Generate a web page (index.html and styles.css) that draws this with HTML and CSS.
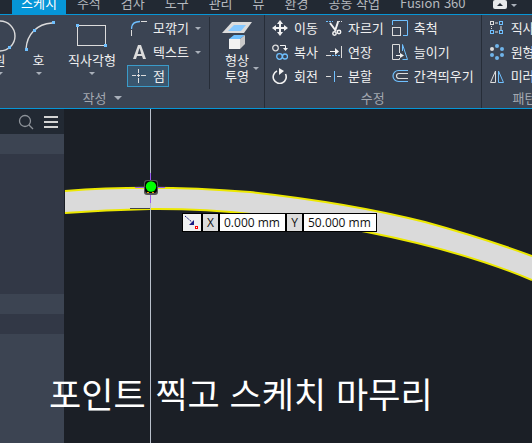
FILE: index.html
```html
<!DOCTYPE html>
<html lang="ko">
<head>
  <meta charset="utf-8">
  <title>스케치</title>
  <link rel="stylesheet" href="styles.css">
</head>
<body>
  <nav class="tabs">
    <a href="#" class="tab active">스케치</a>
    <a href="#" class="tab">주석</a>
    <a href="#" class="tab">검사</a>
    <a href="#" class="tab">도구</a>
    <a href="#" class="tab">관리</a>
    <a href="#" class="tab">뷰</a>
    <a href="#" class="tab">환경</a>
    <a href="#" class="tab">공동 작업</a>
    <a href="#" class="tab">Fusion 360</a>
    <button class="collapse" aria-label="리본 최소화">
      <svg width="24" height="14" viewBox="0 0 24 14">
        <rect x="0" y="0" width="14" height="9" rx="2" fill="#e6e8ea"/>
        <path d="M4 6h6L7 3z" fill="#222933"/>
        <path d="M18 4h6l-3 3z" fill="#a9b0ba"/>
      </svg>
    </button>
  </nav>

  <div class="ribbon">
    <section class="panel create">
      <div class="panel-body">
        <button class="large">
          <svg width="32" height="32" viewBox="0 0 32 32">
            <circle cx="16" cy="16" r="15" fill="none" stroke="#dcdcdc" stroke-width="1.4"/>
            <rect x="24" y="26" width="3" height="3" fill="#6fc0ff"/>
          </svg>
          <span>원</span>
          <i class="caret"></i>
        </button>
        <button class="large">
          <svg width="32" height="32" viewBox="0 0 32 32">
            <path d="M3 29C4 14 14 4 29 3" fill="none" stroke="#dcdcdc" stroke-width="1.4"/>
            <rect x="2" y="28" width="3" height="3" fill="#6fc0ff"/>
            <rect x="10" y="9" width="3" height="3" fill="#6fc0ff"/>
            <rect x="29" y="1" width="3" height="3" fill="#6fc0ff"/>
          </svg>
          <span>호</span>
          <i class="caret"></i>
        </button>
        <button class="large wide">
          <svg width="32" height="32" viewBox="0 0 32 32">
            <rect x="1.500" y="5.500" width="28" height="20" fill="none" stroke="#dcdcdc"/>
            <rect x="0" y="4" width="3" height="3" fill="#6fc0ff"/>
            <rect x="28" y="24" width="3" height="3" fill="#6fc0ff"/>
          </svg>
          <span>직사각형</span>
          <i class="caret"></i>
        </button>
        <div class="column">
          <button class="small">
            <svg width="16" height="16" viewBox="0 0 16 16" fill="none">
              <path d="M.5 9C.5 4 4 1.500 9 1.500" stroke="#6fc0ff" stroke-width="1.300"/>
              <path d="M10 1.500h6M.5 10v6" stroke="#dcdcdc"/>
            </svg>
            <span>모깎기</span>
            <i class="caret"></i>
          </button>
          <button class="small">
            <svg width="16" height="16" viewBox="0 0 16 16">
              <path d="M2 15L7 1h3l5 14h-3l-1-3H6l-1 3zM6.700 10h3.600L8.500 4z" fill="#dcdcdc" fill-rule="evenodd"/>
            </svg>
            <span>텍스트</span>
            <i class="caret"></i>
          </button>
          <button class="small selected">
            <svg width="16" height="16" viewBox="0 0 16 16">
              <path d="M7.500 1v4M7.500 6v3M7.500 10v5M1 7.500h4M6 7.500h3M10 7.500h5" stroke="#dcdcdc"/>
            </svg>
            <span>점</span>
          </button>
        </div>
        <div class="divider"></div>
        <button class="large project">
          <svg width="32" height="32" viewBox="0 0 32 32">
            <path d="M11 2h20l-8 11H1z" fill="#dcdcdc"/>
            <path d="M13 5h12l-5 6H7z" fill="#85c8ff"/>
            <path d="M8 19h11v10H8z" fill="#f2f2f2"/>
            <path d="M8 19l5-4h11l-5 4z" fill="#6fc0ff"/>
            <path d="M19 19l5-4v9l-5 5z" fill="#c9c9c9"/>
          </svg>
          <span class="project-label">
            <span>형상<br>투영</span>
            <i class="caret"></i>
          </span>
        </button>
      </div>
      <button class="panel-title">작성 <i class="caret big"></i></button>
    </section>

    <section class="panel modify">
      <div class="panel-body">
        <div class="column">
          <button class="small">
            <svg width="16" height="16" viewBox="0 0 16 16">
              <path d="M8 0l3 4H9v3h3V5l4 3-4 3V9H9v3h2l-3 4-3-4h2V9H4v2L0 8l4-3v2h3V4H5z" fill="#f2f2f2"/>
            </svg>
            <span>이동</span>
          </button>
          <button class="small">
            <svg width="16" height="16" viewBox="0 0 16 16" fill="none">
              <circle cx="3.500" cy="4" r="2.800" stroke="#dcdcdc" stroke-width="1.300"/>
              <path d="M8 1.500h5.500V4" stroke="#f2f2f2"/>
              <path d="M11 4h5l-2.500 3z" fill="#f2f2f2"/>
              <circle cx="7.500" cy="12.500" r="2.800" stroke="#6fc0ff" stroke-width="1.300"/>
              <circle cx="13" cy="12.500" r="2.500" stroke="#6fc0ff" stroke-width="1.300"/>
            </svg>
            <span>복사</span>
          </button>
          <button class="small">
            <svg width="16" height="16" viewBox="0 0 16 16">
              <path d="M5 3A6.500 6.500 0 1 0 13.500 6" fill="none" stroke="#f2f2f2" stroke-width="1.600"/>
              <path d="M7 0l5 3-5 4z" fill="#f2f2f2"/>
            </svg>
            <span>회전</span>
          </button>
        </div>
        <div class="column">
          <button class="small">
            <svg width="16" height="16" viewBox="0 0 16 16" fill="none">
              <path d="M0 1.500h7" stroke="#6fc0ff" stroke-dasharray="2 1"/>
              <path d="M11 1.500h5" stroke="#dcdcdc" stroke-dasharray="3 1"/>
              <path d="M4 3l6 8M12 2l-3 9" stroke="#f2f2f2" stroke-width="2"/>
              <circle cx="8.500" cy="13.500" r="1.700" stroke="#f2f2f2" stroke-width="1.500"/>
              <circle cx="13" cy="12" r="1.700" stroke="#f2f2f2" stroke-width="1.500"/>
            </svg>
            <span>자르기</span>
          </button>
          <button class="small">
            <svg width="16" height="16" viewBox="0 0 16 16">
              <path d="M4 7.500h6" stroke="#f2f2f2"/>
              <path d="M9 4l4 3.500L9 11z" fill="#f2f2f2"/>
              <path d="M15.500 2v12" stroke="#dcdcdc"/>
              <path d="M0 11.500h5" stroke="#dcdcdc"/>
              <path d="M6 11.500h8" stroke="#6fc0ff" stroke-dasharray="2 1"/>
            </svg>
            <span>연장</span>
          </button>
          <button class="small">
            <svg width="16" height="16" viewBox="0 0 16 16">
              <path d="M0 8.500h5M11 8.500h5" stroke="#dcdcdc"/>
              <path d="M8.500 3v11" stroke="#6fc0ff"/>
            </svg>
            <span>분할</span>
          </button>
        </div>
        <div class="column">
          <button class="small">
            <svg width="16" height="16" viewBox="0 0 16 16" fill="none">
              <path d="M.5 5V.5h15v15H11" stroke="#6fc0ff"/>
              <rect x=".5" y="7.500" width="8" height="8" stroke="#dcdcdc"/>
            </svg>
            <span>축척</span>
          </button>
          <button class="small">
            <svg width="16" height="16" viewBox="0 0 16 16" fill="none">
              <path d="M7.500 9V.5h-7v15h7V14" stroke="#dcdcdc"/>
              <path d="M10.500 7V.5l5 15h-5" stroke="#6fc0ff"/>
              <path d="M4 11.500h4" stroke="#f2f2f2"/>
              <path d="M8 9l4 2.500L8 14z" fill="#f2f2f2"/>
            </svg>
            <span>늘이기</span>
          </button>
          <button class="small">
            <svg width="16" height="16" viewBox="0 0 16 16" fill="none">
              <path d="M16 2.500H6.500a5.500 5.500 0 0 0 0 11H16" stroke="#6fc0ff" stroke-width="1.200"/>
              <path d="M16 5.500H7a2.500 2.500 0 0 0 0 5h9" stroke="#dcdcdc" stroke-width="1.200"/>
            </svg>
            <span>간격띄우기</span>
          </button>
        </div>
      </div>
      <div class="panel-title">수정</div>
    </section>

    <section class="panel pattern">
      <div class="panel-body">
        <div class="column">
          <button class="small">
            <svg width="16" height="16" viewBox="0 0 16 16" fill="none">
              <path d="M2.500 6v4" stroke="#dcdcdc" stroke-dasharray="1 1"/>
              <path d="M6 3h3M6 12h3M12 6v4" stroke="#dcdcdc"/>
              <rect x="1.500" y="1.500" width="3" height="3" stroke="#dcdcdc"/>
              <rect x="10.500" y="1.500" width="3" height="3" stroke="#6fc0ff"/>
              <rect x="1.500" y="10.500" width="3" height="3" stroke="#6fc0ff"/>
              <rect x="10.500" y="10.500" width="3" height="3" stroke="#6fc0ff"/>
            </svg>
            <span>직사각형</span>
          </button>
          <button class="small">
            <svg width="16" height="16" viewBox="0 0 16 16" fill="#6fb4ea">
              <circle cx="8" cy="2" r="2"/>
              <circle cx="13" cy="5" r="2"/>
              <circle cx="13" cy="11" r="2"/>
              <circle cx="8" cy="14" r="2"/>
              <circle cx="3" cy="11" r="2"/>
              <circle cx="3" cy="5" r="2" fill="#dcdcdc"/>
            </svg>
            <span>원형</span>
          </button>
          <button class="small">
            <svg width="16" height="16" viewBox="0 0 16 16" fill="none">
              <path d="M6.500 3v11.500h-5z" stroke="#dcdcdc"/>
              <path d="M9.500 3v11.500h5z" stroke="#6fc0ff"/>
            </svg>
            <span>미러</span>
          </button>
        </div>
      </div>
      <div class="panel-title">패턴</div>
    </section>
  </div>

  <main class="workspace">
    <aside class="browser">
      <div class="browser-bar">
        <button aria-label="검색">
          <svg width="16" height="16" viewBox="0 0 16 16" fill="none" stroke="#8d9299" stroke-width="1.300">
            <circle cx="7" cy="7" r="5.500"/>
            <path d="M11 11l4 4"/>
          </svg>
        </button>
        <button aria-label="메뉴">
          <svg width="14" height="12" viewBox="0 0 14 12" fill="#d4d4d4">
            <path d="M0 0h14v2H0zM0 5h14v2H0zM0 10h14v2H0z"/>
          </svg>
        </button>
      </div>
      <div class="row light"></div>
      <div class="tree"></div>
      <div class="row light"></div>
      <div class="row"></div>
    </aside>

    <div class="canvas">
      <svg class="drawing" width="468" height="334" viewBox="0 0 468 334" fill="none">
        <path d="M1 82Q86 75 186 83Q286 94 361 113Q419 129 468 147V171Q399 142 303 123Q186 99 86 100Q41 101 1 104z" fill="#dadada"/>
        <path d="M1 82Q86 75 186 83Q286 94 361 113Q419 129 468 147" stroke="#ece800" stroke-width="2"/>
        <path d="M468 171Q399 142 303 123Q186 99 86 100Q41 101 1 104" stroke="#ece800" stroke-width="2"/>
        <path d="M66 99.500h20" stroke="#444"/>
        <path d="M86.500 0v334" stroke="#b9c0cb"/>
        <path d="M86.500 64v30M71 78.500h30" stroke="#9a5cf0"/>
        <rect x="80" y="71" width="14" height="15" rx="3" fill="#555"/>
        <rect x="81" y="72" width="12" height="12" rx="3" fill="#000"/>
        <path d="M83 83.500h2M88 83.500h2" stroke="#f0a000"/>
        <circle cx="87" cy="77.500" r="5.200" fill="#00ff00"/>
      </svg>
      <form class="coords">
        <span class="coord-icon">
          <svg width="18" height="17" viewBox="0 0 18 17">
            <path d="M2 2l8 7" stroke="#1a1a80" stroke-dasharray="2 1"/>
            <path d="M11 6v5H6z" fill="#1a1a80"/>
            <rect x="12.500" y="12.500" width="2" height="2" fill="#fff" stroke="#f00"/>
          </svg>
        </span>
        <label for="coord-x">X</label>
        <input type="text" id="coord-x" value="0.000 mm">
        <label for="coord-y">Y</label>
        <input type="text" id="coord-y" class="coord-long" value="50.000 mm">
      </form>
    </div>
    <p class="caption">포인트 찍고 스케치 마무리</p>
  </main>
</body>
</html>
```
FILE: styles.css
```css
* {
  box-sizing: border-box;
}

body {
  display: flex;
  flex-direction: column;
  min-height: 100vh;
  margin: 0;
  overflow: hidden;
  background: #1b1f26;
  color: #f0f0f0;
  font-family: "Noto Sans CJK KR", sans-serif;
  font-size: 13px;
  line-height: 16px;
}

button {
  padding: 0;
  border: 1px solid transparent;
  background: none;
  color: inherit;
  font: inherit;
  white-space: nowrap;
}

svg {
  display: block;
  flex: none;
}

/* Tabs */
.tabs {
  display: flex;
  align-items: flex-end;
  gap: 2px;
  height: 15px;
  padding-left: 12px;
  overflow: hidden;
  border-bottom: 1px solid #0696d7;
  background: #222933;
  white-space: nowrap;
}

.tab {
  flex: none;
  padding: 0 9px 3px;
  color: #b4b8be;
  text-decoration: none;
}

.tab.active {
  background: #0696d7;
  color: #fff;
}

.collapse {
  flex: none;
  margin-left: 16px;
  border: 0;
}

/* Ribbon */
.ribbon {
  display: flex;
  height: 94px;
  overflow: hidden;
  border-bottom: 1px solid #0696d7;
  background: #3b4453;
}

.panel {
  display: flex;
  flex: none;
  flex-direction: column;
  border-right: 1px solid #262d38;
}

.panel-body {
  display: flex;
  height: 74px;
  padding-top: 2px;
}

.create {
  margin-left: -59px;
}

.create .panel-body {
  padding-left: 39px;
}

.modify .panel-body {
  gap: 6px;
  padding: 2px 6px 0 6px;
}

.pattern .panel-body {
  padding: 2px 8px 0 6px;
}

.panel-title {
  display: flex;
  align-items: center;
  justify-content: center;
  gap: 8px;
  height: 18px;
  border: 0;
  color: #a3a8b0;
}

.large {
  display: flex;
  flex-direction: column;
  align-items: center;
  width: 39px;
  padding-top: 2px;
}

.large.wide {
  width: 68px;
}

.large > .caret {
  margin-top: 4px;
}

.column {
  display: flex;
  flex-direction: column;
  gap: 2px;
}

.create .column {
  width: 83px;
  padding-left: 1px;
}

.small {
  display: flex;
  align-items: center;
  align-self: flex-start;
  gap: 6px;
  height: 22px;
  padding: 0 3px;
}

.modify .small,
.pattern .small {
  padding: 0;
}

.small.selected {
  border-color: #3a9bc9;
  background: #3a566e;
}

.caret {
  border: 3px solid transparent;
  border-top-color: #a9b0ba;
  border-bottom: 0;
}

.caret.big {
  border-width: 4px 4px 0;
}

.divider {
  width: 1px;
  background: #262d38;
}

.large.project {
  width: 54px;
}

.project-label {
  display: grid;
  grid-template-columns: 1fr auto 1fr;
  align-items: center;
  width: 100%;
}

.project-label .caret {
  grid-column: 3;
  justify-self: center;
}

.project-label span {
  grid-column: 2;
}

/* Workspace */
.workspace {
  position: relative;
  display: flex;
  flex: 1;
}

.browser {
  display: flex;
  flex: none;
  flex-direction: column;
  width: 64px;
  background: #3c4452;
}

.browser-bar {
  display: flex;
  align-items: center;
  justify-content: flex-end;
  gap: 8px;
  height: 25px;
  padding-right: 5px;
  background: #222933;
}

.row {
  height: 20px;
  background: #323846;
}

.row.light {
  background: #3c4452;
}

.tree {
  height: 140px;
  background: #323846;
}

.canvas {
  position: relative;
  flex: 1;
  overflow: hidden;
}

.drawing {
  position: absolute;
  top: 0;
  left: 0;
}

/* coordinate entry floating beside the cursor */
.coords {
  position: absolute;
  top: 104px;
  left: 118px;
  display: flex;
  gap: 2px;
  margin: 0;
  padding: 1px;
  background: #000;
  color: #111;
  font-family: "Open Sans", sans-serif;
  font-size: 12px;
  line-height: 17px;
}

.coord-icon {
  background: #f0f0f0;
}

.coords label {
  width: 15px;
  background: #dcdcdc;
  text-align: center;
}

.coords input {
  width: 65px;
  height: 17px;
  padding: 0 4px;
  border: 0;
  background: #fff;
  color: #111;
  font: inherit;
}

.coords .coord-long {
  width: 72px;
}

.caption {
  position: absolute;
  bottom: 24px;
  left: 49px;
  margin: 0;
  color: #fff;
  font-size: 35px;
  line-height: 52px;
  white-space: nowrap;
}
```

__________________________________________________

YOUR OBJECTIVE
Copy, from the material, each line that holds the string "index".

CORRECT OUTPUT
Generate a web page (index.html and styles.css) that draws this with HTML and CSS.
FILE: index.html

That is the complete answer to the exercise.